The Civil Rights Act of 1964 was meant to break those chains by protecting access to the ballot box and public life. Titles II and V strengthened federal oversight and enforcement to stop discrimination that kept people from voting or participating fully in society. Earlier, discriminatory barriers to voting, from literacy tests to poll taxes to “good character” clauses, operated alongside segregation in public accommodations.

Weakening federal civil rights enforcement today have similar ripple effects. It makes it easier for states or localities to adopt restrictive voting rules, purge voter rolls and draw gerrymandered districts that dilute the political power of marginalized communities. The Supreme Court’s recent shocking dismantlement of Titles II and V does more than erode protections in public accommodations and federally funded programs. It threatens the fragile protection that supports equal participation in democracy.

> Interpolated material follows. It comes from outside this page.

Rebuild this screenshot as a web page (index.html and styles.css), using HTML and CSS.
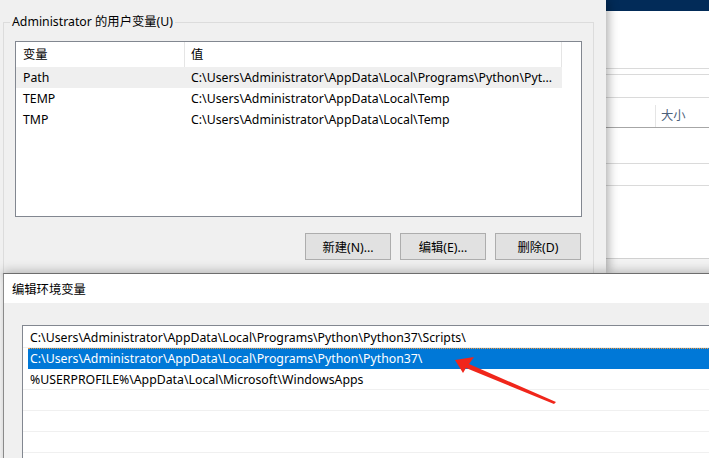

The long arc from slavery to today shows a pattern: painfully slow progress met by immediate resistance, rights granted but never fully secure. Every advance, from Reconstruction to the Civil Rights Movement to the election of Black officials nationwide, has been followed by efforts to roll those gains back. The struggle for equality continues because the past still shapes the present. The battle isn’t over, because the same forces that once chained Black bodies still work, in new forms, to limit Black freedom today. The question America faces is whether it will continue repeating this cycle or finally commit to recognizing Black humanity without condition.

Our challenge is clear: stand with truth, confront injustice, defend Black dignity and refuse the revision of history. Organize, vote, speak out and demand a nation that honors Black humanity without compromise.